[Requirements]
Return all lines below containing the word "image".

[Material]
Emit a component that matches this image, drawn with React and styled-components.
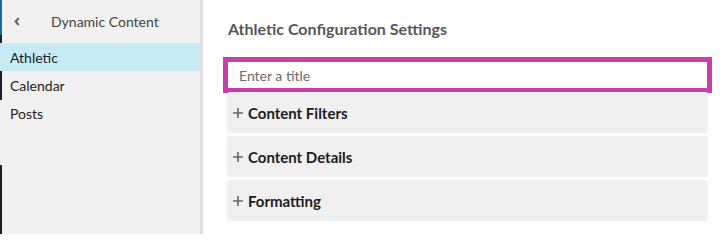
import React from "react";
import styled, { createGlobalStyle } from "styled-components";

const Global = createGlobalStyle`
  html, body { margin: 0; padding: 0; background: #fff; }
  body { font-family: Lato, "Open Sans", sans-serif; -webkit-font-smoothing: antialiased; }
  * { box-sizing: border-box; }
`;

const Layout = styled.div`
  display: flex;
  height: 234px;
  width: 723px;
  overflow: hidden;
`;

const Sidebar = styled.aside`
  width: 203px;
  flex-shrink: 0;
  background-color: #f1f1f1;
  background-image: linear-gradient(
    to bottom,
    #1a6b9c 0 35px,
    #1e2028 35px 100px,
    transparent 100px 165px,
    #1e2028 165px
  );
  background-size: 2px 100%;
  background-repeat: no-repeat;
  border-right: 3px solid #dfdfe4;
  display: flex;
  flex-direction: column;
`;

const SideHeader = styled.div`
  height: 43px;
  display: flex;
  align-items: center;
  padding-left: 14px;
  gap: 31px;
  color: #444;
  font-size: 14px;
`;

const NavItem = styled.div`
  height: 28px;
  display: flex;
  align-items: center;
  padding-left: 10px;
  font-size: 14px;
  color: #222;
  background: ${(p) => (p.$active ? "#c6ebf7" : "transparent")};
`;

const Main = styled.main`
  flex: 1;
  padding: 19px 15px 0 24px;
  display: flex;
  flex-direction: column;
`;

const Title = styled.h1`
  margin: 0 0 22px 1px;
  font-size: 16px;
  line-height: 20px;
  font-weight: 700;
  color: #575757;
`;

const Stack = styled.div`
  display: flex;
  flex-direction: column;
  gap: 3px;
`;

const TitleInput = styled.input`
  height: 28px;
  width: 100%;
  border: 1px solid #e2e2e2;
  outline: 5px solid #c83fa9;
  outline-offset: -1px;
  padding: 0 11px;
  font-family: Lato, sans-serif;
  font-size: 14px;
  color: #333;
  background: #fff;
  &::placeholder { color: #6b6b6b; }
`;

const Panel = styled.div`
  height: 41px;
  background: #f0f0f0;
  border-radius: 3px;
  display: flex;
  align-items: center;
  padding-left: 6px;
  gap: 5px;
  font-size: 15px;
  font-weight: 700;
  color: #1c1c1c;
`;

const Chevron = () => (
  <svg width="6" height="9" viewBox="0 0 6 9">
    <path d="M4.8 1 L1.6 4.5 L4.8 8" fill="none" stroke="#666" strokeWidth="2" />
  </svg>
);

const Plus = () => (
  <svg width="10" height="10" viewBox="0 0 10 10">
    <path d="M0 5 H10 M5 0 V10" stroke="#666" strokeWidth="1.6" />
  </svg>
);

const sections = ["Content Filters", "Content Details", "Formatting"];

export default function App() {
  return (
    <>
      <Global />
      <Layout>
        <Sidebar>
          <SideHeader>
            <Chevron />
            <span>Dynamic Content</span>
          </SideHeader>
          <NavItem $active>Athletic</NavItem>
          <NavItem>Calendar</NavItem>
          <NavItem>Posts</NavItem>
        </Sidebar>
        <Main>
          <Title>Athletic Configuration Settings</Title>
          <Stack>
            <TitleInput placeholder="Enter a title" />
            {sections.map((s) => (
              <Panel key={s}>
                <Plus />
                <span>{s}</span>
              </Panel>
            ))}
          </Stack>
        </Main>
      </Layout>
    </>
  );
}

[Answer to the problem]
Emit a component that matches this image, drawn with React and styled-components.
  background-image: linear-gradient(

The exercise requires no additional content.